→ **Problem to solve**: Search the material for the word "Output" and report each line where it turns up.

→ **Recorded data**:
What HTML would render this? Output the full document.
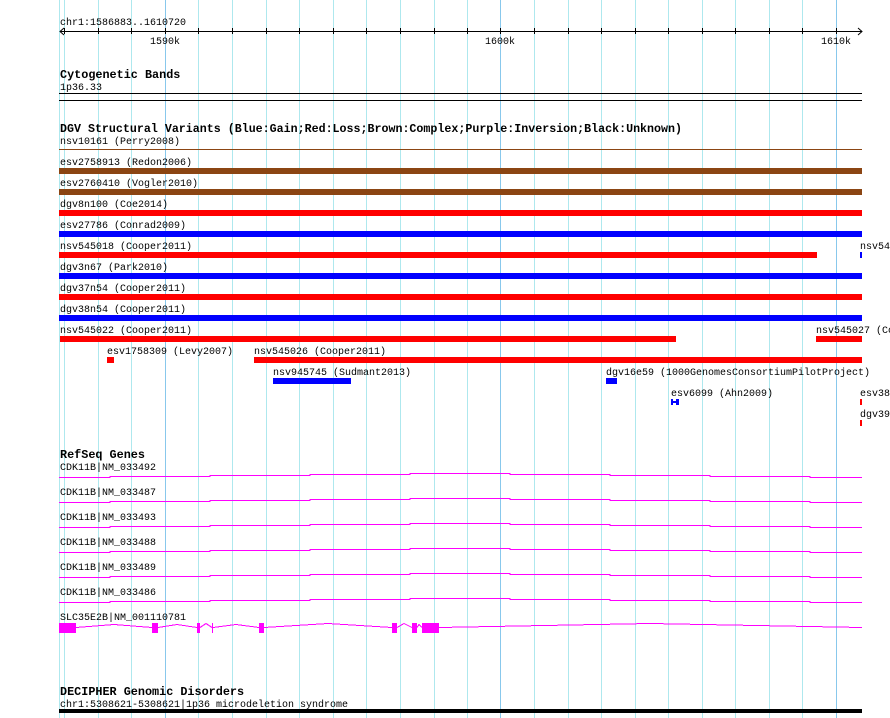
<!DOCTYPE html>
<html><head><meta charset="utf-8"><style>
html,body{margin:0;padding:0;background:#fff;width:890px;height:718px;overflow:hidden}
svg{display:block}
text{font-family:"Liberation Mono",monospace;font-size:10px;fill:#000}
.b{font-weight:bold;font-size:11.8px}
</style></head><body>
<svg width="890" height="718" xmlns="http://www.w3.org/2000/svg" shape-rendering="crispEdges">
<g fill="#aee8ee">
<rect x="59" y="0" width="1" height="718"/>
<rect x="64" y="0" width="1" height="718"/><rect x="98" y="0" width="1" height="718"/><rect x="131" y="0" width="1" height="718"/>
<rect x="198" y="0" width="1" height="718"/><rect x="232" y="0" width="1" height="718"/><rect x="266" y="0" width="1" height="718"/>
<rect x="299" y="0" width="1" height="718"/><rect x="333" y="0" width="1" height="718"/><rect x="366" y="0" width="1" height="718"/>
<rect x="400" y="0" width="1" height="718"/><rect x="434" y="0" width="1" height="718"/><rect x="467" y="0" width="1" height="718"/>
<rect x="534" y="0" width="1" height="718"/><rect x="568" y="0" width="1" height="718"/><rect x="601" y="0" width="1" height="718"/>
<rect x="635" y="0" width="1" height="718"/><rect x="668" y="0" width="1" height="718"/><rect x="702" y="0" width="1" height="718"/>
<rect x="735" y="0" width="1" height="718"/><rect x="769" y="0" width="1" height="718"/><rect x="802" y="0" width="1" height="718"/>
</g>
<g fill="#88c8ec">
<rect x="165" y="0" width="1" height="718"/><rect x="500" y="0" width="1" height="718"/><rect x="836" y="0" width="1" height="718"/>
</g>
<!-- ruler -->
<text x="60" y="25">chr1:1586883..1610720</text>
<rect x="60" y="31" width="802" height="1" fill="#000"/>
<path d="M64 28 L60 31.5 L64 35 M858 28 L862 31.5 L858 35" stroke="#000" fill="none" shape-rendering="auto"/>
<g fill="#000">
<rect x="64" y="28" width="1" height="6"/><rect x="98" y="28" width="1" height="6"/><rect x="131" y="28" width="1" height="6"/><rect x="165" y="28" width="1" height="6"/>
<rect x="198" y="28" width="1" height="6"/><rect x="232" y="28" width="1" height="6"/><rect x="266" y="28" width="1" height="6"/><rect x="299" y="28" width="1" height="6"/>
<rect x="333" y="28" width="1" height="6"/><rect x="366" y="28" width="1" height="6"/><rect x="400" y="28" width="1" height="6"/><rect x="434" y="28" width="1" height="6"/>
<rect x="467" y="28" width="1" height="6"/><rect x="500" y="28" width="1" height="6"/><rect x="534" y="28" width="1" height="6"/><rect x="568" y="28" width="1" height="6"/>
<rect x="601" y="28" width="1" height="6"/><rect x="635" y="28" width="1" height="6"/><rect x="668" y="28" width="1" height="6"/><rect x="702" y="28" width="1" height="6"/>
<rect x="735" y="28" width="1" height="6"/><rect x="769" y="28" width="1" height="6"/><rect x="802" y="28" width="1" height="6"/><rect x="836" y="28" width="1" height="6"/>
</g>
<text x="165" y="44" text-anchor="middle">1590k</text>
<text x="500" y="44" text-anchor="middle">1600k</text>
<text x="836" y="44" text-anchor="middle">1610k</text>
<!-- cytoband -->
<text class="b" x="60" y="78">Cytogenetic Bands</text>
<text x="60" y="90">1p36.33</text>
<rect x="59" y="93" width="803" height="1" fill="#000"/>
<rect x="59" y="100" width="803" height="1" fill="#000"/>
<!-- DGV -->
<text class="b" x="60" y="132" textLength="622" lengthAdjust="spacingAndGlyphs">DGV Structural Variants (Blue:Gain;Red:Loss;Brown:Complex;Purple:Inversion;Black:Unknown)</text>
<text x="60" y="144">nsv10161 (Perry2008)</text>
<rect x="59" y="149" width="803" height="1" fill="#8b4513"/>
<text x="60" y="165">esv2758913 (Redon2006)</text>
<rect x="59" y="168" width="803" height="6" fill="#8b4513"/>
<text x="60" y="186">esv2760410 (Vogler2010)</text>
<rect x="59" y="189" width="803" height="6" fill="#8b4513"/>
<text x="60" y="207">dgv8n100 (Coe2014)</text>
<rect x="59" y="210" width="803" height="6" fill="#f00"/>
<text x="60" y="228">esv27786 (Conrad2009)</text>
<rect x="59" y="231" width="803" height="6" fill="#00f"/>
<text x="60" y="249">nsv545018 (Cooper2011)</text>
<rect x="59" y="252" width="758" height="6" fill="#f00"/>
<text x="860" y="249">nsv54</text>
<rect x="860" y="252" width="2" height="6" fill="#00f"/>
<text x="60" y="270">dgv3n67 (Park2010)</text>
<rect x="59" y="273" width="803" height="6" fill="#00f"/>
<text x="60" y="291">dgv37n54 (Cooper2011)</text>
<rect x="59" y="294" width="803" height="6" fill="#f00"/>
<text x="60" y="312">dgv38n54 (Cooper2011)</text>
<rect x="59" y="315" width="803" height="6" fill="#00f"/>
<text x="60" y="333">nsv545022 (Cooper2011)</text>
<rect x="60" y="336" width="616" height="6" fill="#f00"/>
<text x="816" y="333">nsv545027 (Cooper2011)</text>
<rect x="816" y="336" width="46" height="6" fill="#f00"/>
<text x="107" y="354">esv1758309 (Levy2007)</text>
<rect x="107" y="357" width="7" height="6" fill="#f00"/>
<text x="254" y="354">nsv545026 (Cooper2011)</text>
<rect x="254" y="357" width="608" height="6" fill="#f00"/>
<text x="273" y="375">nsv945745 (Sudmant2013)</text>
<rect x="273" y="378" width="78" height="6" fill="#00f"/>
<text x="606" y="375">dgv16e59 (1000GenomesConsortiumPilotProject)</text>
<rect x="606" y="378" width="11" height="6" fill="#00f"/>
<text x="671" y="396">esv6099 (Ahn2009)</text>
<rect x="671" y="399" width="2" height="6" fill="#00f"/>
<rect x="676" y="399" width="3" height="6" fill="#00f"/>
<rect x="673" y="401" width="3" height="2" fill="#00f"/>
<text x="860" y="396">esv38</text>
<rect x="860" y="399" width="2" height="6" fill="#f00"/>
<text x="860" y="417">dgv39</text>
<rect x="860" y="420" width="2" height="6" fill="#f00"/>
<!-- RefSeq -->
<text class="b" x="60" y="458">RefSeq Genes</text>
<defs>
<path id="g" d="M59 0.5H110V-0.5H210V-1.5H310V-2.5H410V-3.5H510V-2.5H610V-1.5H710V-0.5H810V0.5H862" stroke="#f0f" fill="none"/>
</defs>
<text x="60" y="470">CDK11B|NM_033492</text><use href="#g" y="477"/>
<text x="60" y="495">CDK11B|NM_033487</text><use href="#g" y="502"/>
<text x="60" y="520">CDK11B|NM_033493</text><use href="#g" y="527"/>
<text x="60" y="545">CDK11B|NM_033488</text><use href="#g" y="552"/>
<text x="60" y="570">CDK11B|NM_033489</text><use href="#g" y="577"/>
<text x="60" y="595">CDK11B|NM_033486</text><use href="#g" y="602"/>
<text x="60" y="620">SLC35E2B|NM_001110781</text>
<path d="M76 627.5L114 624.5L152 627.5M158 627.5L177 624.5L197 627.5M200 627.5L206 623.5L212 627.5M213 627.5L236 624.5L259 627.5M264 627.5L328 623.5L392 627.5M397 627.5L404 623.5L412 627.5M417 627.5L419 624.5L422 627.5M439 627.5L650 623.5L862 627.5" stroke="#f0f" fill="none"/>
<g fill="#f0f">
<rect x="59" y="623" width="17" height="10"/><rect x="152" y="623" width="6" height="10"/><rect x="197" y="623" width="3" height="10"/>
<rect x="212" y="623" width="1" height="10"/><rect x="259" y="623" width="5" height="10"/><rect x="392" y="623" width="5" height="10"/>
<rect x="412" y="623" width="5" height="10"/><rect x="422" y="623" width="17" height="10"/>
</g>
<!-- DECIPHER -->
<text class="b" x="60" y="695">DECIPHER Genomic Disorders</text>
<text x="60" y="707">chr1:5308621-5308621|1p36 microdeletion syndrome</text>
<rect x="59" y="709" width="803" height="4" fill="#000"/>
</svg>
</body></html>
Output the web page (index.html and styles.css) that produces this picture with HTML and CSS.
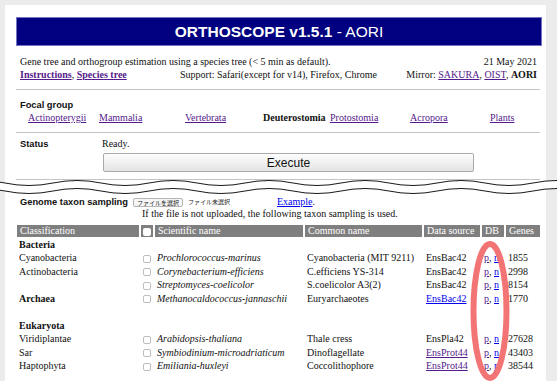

→ **Task solution**:
What HTML would render this? Output the full document.
Output the web page (index.html and styles.css) that produces this picture with HTML and CSS.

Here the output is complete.